- Directed by: John W. Brunius
- Written by: Carlo Keil-Möller
- Based on: A Maid Among Maids by Ester Blenda Nordström
- Starring: Magda Holm Georg Blomstedt Margit Manstad
- Cinematography: Hugo Edlund
- Production company: Svensk Filmindustri
- Distributed by: Svensk Filmindustri
- Release date: 31 March 1924;
- Running time: 56 minutes
- Country: Sweden
- Languages: Silent; Swedish intertitles;

= A Maid Among Maids =

1924 film

A Maid Among Maids (Swedish: En piga bland pigor) is a 1924 Swedish silent comedy drama film directed by John W. Brunius and starring Magda Holm, Georg Blomstedt and Margit Manstad. It was shot at the Råsunda Studios in Stockholm. The film's sets were designed by the art director Ragnar Brattén. It was inspired by the 1914 book of the same title by Ester Blenda Nordström.

== Plot ==
Alice and Sven are engaged but they have somewhat different interests and approach to life. Alice is interested in having fun and dancing. Sven gets upset by her behavior. Things come to a head and they break off the engagement. Alice finds work as a maid on a farm.

== Interesting fact ==
In the 1910s, the writer Ester Blenda Nordström was a young journalist in Stockholm, seeking employment as a maid on a rural farm. Her motivation was to present an accurate picture of the hardships faced by the maids and the stark realities of the agricultural lifestyle.
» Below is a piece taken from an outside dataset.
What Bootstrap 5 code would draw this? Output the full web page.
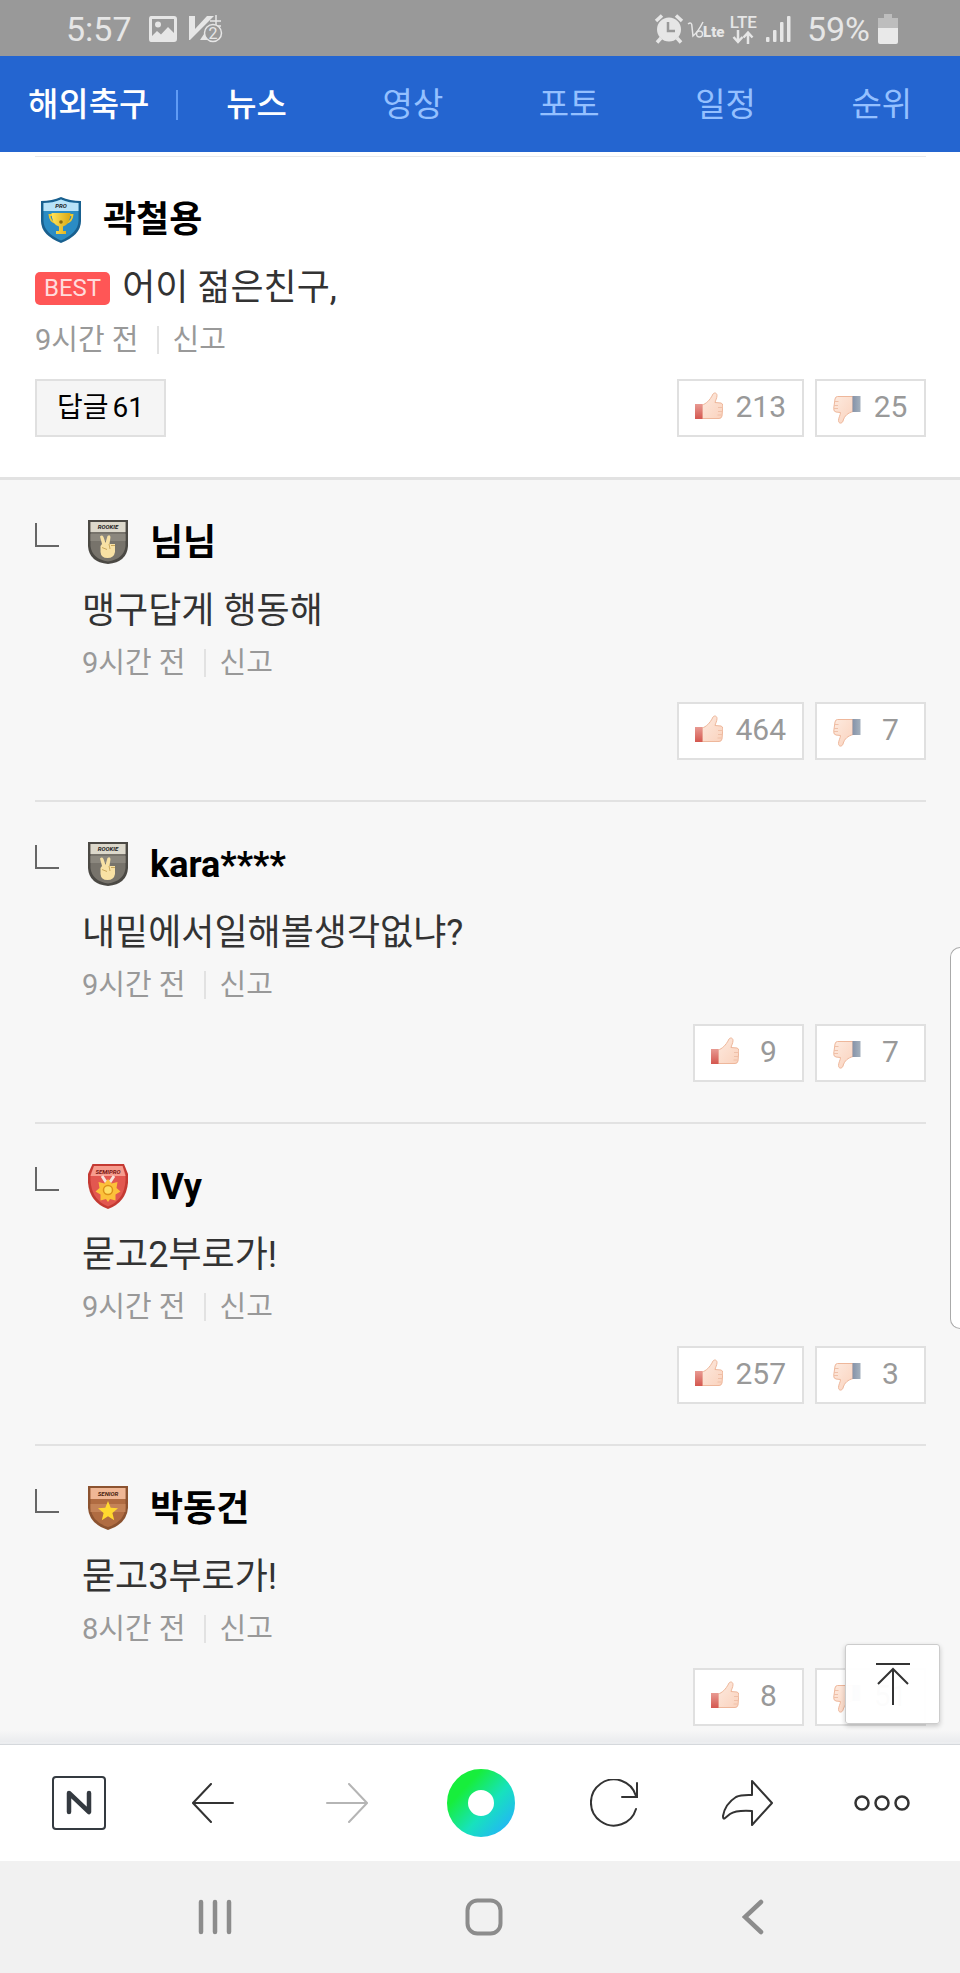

She spent a month working as a maid on a farm. Later she wrote about her experience, initially in a series of newspaper articles series and later in the popular book which inspired this film.

==Cast==
- Magda Holm as Alice Halling
- Georg Blomstedt as Per Olof Berg
- Nils Lundell as 	August
- Ella Lennartsson as 	Lotta
- Margit Manstad as Karin Halling
- Ester Halling as 	Anna
- Carlo Keil-Möller as Sven Bille
- Ragnar Arvedson as Faustino della Novarro
- Hugo Tranberg as Matts Stengårdh
- Ingeborg Strandin as 	Farmerwife
- Gustav Runsten as 	Second Farm-hand
- Rosa Tillman as 	Guest at ladyparty

==Bibliography==
- Sadoul, Georges. Dictionary of Film Makers. University of California Press, 1972.